Об Йове мы говорим в связи с тем, что Талмуд, рассматривая книгу Йова, делает некоторые общие утверждения о характере Зла. Вопрос об Йове напрашивается, когда говорится о каком-то явном проявлении Зла в Мире. С ранних времен, по крайней мере уже более полутора тысяч лет, в мидрашах и в комментариях Йов приводится не просто, как образец человеческих страданий, но как образ Народа Израиля. В совершенно явном виде это звучит после изгнания из Испании (около 500 лет назад), но это есть и в мидрашах, которые на тысячу лет раньше. Эта параллель будет нас занимать и в сегодняшнем разговоре. Вопрос о том, совершил ли Йов что-нибудь плохое, - это очень интересный вопрос, имеющий отношение к рассматриваемой проблеме. Как, в общих чертах, построен сюжет книги? С самых первых строк говорится о том, что это - человек без порока, прямой, праведный и вроде бы не кчему придраться. Затем, Сатан начинает реализовывать полученное разрешение, и в одночасье Йов лишается всего. Дальше, на протяжении всей книги, он сидит со скребком на пепелище и спорит с друзьями, которые пришли его утешить. Никак нельзя подумать, что эти его друзья - друзья мнимые, потому что там же в Гемаре говорится, что "или дружба - или смерть", имея в виду друзей Йова. То есть, его друзья были бесконечно ему преданы, и пришли искренне его утешать. Они утешают, убеждая его в том, что его страдания не абсурдны, потому что одной из очень глубоких сторон человеческих потребностей является то, что человек в принципе готов принять страдания, если он поймет, что они не бессмыслены. Тяжелее всего является сознание, что все страдания - никчему. Друзья Йова преподают ему ту науку, которую мы можем услышать в классичеакой школе иудаизма, которая учит нас, что Творец абсолютно Справедлив и поэтому человек не может страдать несправедливо. Если человек страдает, - значит за ним есть какая-то вина. И друзья приводят ему очень содержательные доводы, совсем не абсурдные и не поверхностные, но Йов не готов принять эти доводы. Он категорически отрицает это объяснение. Это длится долгое время, на протяжении нескольких глав книги Йова, пока, наконец, Творец ни вмешивается и ни говорит: "Кто эти, говорящие без смысла?" Он говорит друзьям Йова: "Как вы смеете утверждать, что не бывает страданий без вины! Вы не говорили обо мне так правдиво, как мой раб Йов".
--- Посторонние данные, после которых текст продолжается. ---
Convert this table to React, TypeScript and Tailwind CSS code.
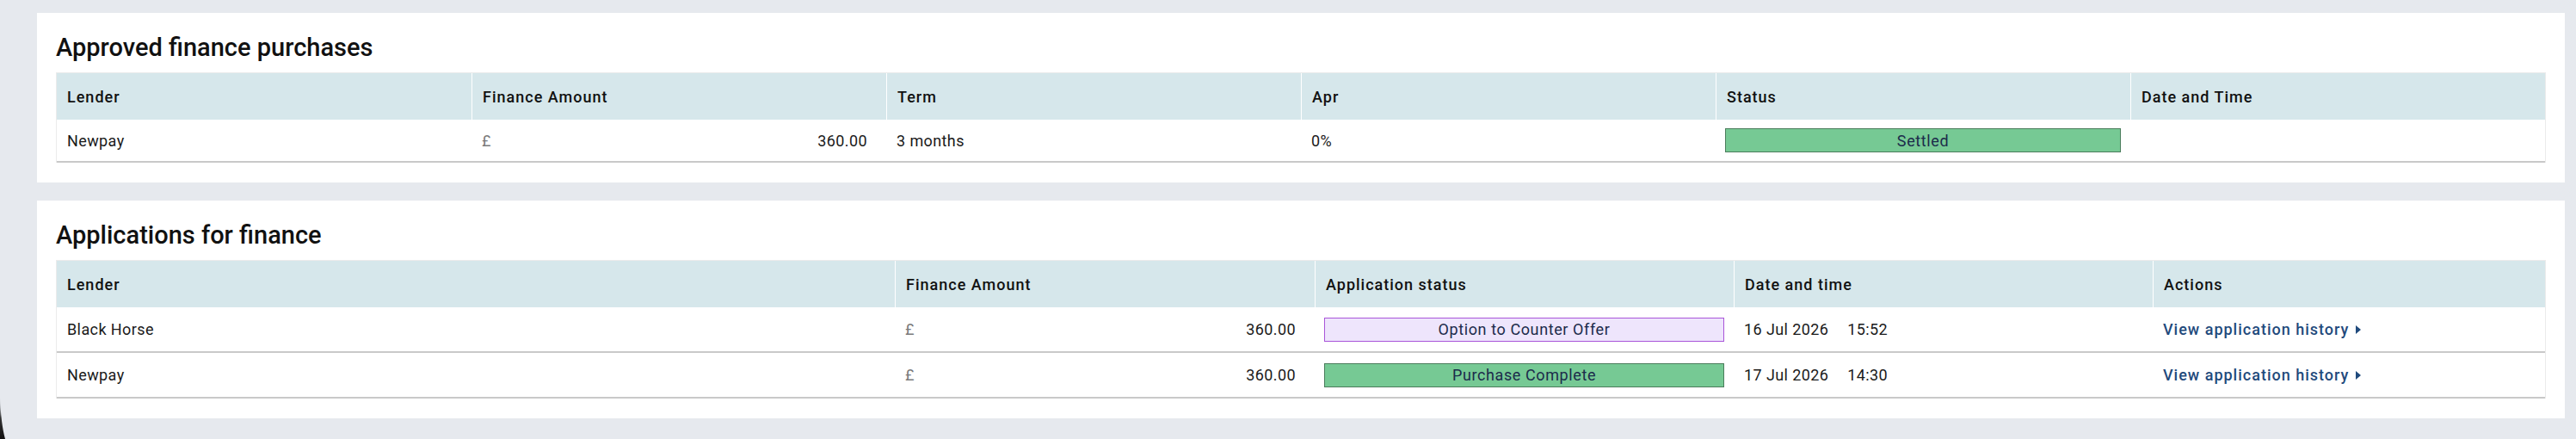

Следовательно, все совсем не так просто, что "Если ты страдаешь - значит ты виноват". Талмуд говорит, что Книга Йова написана Моше Рабейну(Моисеем, Учителем нашим), которого, как известно, мучили очень глубокие проблемы. Он настойчиво просил Творца: "Покажи мне Твой Путь!" и вопрошал Его: "Почему бывает так, что праведнику плохо, а злодею - хорошо?" Талмуд объясняет нам, что Моше не готов принять так просто то или иное объяснение, например: если человек полный праведник, то - ему хорошо, а если неполный - то ему не очень хорошо. Так, действительно, бывает, но вовсе не всегда, и не всегда мы в состоянии увидеть и понять все эти "начала и концы". Книга Йова преподает нам такую науку, без которой мы могли бы подумать, что иудаизм на самом деле говорит словами друзей Йова, что было бы совершенно неправильно. С другой стороны, как можно понять, что человек праведный страдает безо всякой вины? Не противоречит ли это утверждению о Божественной Справедливости, которая является основой того, на чем держится верность человека Богу? Человек может находиться в состоянии верности Ему при обязательном условии, что Он Справедлив.

Авраам не зря так яростно спорил о городах Сдома и Аморы(Гоморры), потому что, если предположить, что Судья всего Мира поступит неправосудно, то тогда все превращается в дурной абсурд. Его Справедливость - это то, на чем все держится. В некотором смысле Йов продолжает эту же самую линию, хотя он и не находится в таком выигрышном состоянии, как Авраам, потому что у Йова имеется элемент личной заинтересованности. Тем не менее, при таких нечеловеческих страданиях, которые ему выпали, человек меньшей веры давно бы сдался и решил бы, что на самом деле никто не может поручитьтся, что человек - без греха. Известно, что Талмуд, действительно, находит вину, которую он вменяет Йову. Рав Соловейчик тоже разделяет этот подход. Но что же можно вменить в вину человеку, который уже в самом начал объявлен, как человек совершенно без изъяна - "прямой", праведный, и что же ему вменяет в вину Талмуд? Это очень ясно формулирует рав Соловейчик: Йов, конечно, человек праведный и прямой и замечательный и, когда его сыновья устраивают пир, то он на всякий случай на следующее утро приносит жертву - вдруг они сказали что-нибудь не то. Когда Йов видел голодного, - он его кормил и т.д. Тем не менее, он отличает "свое" от "несвоего". Кроме того, по мидрашу (который не относится к книге Йова) он был одним из участников на совещании у фараона(об убиении еврейских младенцев), и он там молчал! Сказано, что Билам там давал советы "как ухищриться" (против евреев) и за это был убит мечем, а Йов молчал, - и был приговорен к страданию. Как можно понять, что такой великий праведник, как Йов, мог молчать перед тем чудовищным планом, который вынес на обсуждение фараон, и не пытаться этому воспрепятствовать? Одно из объяснений в духе Вавилонского Талмуда и взгляда рава Соловейчика состоит в том, что он понял, что такое чудовищное мероприятие не могло свалиться на голову народа, который бы не провинился, и значит, что этот народ чем-то его заслужил. Тогда получается довольно простой вывод, что Йов на собственной шкуре выстрадал тот урок, что это вовсе не обязательно, и что бывают страдания, которые совершенно не служат наказанием за преступления. И тогда, после того, как Йов услышал слова Творца, обращенные к его друзьям, что они не говорили про Него такую правду, как "Мой раб Йов", он помолился за своих друзей, посыпавших соль на его раны. Только тогда ему все вернулось.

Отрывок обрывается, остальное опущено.